A Bezier curve can be calculated by using De Casteljau’s algorithm. I implemented this equation, $New\ point\ at\ t-level=(t-1)p_i+\ t\ \ast\ p_{i+1}$, in my code. A Bezier curve is a parametric curve that has smooth edges. It is calculated by starting at a t-level, finding along each edge, connecting those together and then finding a point along that connected line at the t-level, this point is the point along the curve. The equation is used to calculate the point for each step size along the curve. In my code I go through and get the step size points along each line of the point. Then I keep on running the equation above until I’m left with two points remaining, then I can do a modified midpoint equation with the step size to get the point along that curve at that step value. it pretty much just calculates the points for a degree less each time so each iteration I lose a degree and then when the degree is 2, I can find the point along the curve. Some of the challenges included segmentation errors, and problems with not clearing vectors or not adding to the vector correctly. I also had a big issue with trying to figure out a good way to start and was stuck on just being able to create a 3-point curve for a little while. Once I figured out that the end goal was to just have two points remaining then it became a lot easier to understand.
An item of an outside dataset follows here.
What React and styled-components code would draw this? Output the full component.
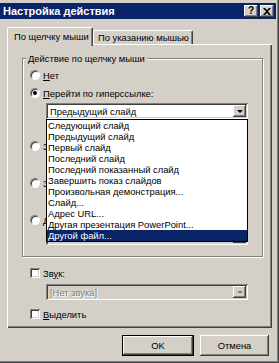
import React from "react";
import styled, { createGlobalStyle } from "styled-components";

const GlobalStyle = createGlobalStyle`
  html, body {
    margin: 0;
    padding: 0;
    background: #d4d0c8;
  }
  body {
    font-family: "Liberation Sans", Arial, sans-serif;
    font-size: 9.4px;
    color: #000;
  }
`;

const raised = `
  box-shadow: inset -1px -1px #404040, inset 1px 1px #fff,
    inset -2px -2px #808080, inset 2px 2px #d4d0c8;
`;

const sunken = `
  box-shadow: inset 1px 1px #808080, inset -1px -1px #fff,
    inset 2px 2px #404040, inset -2px -2px #d4d0c8;
`;

const Window = styled.div`
  width: 279px;
  height: 363px;
  box-sizing: border-box;
  background: #d4d0c8;
  padding: 3px 3px 3px 0;
  box-shadow: inset -1px -1px #404040, inset -2px -2px #808080;
  display: flex;
  flex-direction: column;
`;

const TitleBar = styled.div`
  height: 16px;
  background: #0a246a;
  color: #fff;
  display: flex;
  align-items: center;
  padding: 0 2px 0 3px;
`;

const TitleText = styled.span`
  flex: 1;
  font-weight: bold;
  font-size: 11px;
  white-space: nowrap;
`;

const CaptionButton = styled.div`
  width: 14px;
  height: 12px;
  margin-left: 2px;
  background: #d4d0c8;
  ${raised}
  display: flex;
  align-items: center;
  justify-content: center;
  font-weight: bold;
  font-size: 10px;
  color: #000;
  line-height: 1;
`;

const TabStrip = styled.div`
  display: flex;
  align-items: flex-end;
  height: 17px;
  margin: 8px 0 0 7px;
  position: relative;
  z-index: 1;
`;

const Tab = styled.div`
  width: ${(p) => p.$w}px;
  height: ${(p) => (p.$active ? 19 : 14)}px;
  margin-bottom: ${(p) => (p.$active ? -2 : 0)}px;
  box-sizing: border-box;
  background: #d4d0c8;
  border-top: 1px solid #fff;
  border-left: 1px solid #fff;
  border-right: 1px solid #404040;
  border-radius: 2px 2px 0 0;
  box-shadow: inset -1px 0 #808080;
  padding: ${(p) => (p.$active ? "3px 0 0 6px" : "1px 0 0 4px")};
  white-space: nowrap;
  line-height: 12px;
`;

const Panel = styled.div`
  height: 284px;
  margin: 0 4px 0 7px;
  box-sizing: border-box;
  box-shadow: inset 1px 1px #fff, inset -1px -1px #404040, inset -2px -2px #808080;
  padding: 8px 0 0 15px;
  display: flex;
  flex-direction: column;
`;

const Group = styled.fieldset`
  margin: 0;
  padding: 0;
  width: 241px;
  box-sizing: border-box;
  border: 1px solid #808080;
  box-shadow: 1px 1px #fff, inset 1px 1px #fff;
  min-width: 0;
`;

const Legend = styled.legend`
  margin-left: 3px;
  padding: 0 2px;
  line-height: 13px;
  background: #d4d0c8;
`;

const GroupBody = styled.div`
  padding: 3px 0 11px 7px;
  display: flex;
  flex-direction: column;
`;

const OptionRow = styled.div`
  display: flex;
  align-items: center;
  gap: 3px;
  height: 14px;
  margin-top: ${(p) => p.$top || 0}px;
  margin-left: ${(p) => p.$left || 0}px;
  white-space: nowrap;
`;

const Radio = styled.span`
  width: 10px;
  height: 10px;
  flex: none;
  box-sizing: border-box;
  border-radius: 50%;
  background: #fff;
  border: 1px solid;
  border-color: #808080 #fff #fff #808080;
  box-shadow: inset 1px 1px #404040;
  display: flex;
  align-items: center;
  justify-content: center;
  &::after {
    content: "";
    width: 4px;
    height: 4px;
    border-radius: 50%;
    background: ${(p) => (p.$checked ? "#000" : "transparent")};
  }
`;

const Check = styled.span`
  width: 10px;
  height: 10px;
  flex: none;
  background: #fff;
  ${sunken}
`;

const Key = styled.u`
  text-decoration-thickness: 1px;
  text-underline-offset: 1px;
`;

const ComboWrap = styled.div`
  position: relative;
  width: 202px;
  margin-top: ${(p) => p.$top || 0}px;
  margin-left: ${(p) => p.$left || 0}px;
`;

const Combo = styled.div`
  height: 16px;
  box-sizing: border-box;
  padding: 2px;
  background: ${(p) => (p.$disabled ? "#d4d0c8" : "#fff")};
  color: ${(p) => (p.$disabled ? "#808080" : "#000")};
  ${sunken}
  display: flex;
  align-items: center;
`;

const ComboText = styled.span`
  flex: 1;
  padding-left: 2px;
  white-space: nowrap;
  text-shadow: ${(p) => (p.$disabled ? "1px 1px #fff" : "none")};
`;

const DropButton = styled.span`
  width: 13px;
  height: 12px;
  background: #d4d0c8;
  ${raised}
  display: flex;
  align-items: center;
  justify-content: center;
`;

const Arrow = styled.span`
  width: 0;
  height: 0;
  border-left: 3px solid transparent;
  border-right: 3px solid transparent;
  border-top: 3px solid ${(p) => (p.$disabled ? "#808080" : "#000")};
  margin-top: 1px;
`;

const DropList = styled.ul`
  position: absolute;
  top: 100%;
  left: 0;
  width: 202px;
  box-sizing: border-box;
  margin: 0;
  padding: 0;
  list-style: none;
  background: #fff;
  border: 1px solid #000;
  z-index: 2;
`;

const ListItem = styled.li`
  height: 11px;
  line-height: 11px;
  padding-left: 1px;
  white-space: nowrap;
  background: ${(p) => (p.$selected ? "#0a246a" : "transparent")};
  color: ${(p) => (p.$selected ? "#fff" : "#000")};
`;

const ButtonRow = styled.div`
  display: flex;
  justify-content: flex-end;
  gap: 6px;
  margin-top: 7px;
  padding-right: 7px;
`;

const Button = styled.div`
  width: ${(p) => p.$w}px;
  height: 21px;
  box-sizing: border-box;
  background: #d4d0c8;
  display: flex;
  align-items: center;
  justify-content: center;
  ${(p) =>
    p.$default
      ? `border: 1px solid #000;
         box-shadow: inset -1px -1px #404040, inset 1px 1px #fff, inset -2px -2px #808080;`
      : `box-shadow: inset -1px -1px #404040, inset 1px 1px #fff, inset -2px -2px #808080, inset 2px 2px #d4d0c8;`}
`;

const slides = [
  "Следующий слайд",
  "Предыдущий слайд",
  "Первый слайд",
  "Последний слайд",
  "Последний показанный слайд",
  "Завершить показ слайдов",
  "Произвольная демонстрация...",
  "Слайд...",
  "Адрес URL...",
  "Другая презентация PowerPoint...",
  "Другой файл...",
];

const hiddenOptions = ["Запуск программы:", "Запуск макроса:", "Действие объекта:"];

const CloseIcon = () => (
  <svg width="8" height="7" viewBox="0 0 8 7">
    <path d="M0 0h2l2 2 2-2h2L5 3.5 8 7H6L4 5 2 7H0l3-3.5z" fill="#000" />
  </svg>
);

export default function App() {
  return (
    <>
      <GlobalStyle />
      <Window>
        <TitleBar>
          <TitleText>Настройка действия</TitleText>
          <CaptionButton>?</CaptionButton>
          <CaptionButton>
            <CloseIcon />
          </CaptionButton>
        </TitleBar>

        <TabStrip>
          <Tab $active $w={86}>По щелчку мыши</Tab>
          <Tab $w={100}>По указанию мышью</Tab>
        </TabStrip>

        <Panel>
          <Group>
            <Legend>Действие по щелчку мыши</Legend>
            <GroupBody>
              <OptionRow>
                <Radio />
                <span>
                  <Key>Н</Key>ет
                </span>
              </OptionRow>
              <OptionRow $top={4}>
                <Radio $checked />
                <span>
                  <Key>П</Key>ерейти по гиперссылке:
                </span>
              </OptionRow>
              <ComboWrap $top={3} $left={16}>
                <Combo>
                  <ComboText>Предыдущий слайд</ComboText>
                  <DropButton>
                    <Arrow />
                  </DropButton>
                </Combo>
                <DropList>
                  {slides.map((s, i) => (
                    <ListItem key={s} $selected={i === slides.length - 1}>
                      {s}
                    </ListItem>
                  ))}
                </DropList>
              </ComboWrap>
              {hiddenOptions.map((label, i) => (
                <React.Fragment key={label}>
                  <OptionRow $top={i === 0 ? 20 : 5}>
                    <Radio />
                    <span>{label}</span>
                  </OptionRow>
                  <ComboWrap $top={2} $left={16}>
                    <Combo $disabled>
                      <ComboText $disabled></ComboText>
                      <DropButton>
                        <Arrow $disabled />
                      </DropButton>
                    </Combo>
                  </ComboWrap>
                </React.Fragment>
              ))}
            </GroupBody>
          </Group>

          <OptionRow $top={9} $left={8}>
            <Check />
            <span>
              Зв<Key>у</Key>к:
            </span>
          </OptionRow>
          <ComboWrap $top={4} $left={24}>
            <Combo $disabled>
              <ComboText $disabled>[Нет звука]</ComboText>
              <DropButton>
                <Arrow $disabled />
              </DropButton>
            </Combo>
          </ComboWrap>
          <OptionRow $top={7} $left={8}>
            <Check />
            <span>
              <Key>В</Key>ыделить
            </span>
          </OptionRow>
        </Panel>

        <ButtonRow>
          <Button $default $w={72}>OK</Button>
          <Button $w={69}>Отмена</Button>
        </ButtonRow>
      </Window>
    </>
  );
}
In Chaikins algorithm, the formula is to find the points is $p_{new(1)}=\frac{3}{4}p_i\ +\ \frac{1}{4}p_{i+1}$, and then to find the next point can be found using $p_{new(2)}=\frac{1}{4}p_i\ +\ \frac{3}{4}p_{i+1}$. The algorithm keeps on running these equations with the new points and eventually a curve begins to appear. My implementation would draw the line between the points, get the new points from the formula, clear the temp vectors, and draw the lines with the new lines. This process would get repeated whoever many times is necessary in our case, 6 times. Most of my problems with this came with the clearing of the vectors and making sure that everything happened in the correct for loop. As it was very easy to put a bracket in the wrong place messing up the loops completely.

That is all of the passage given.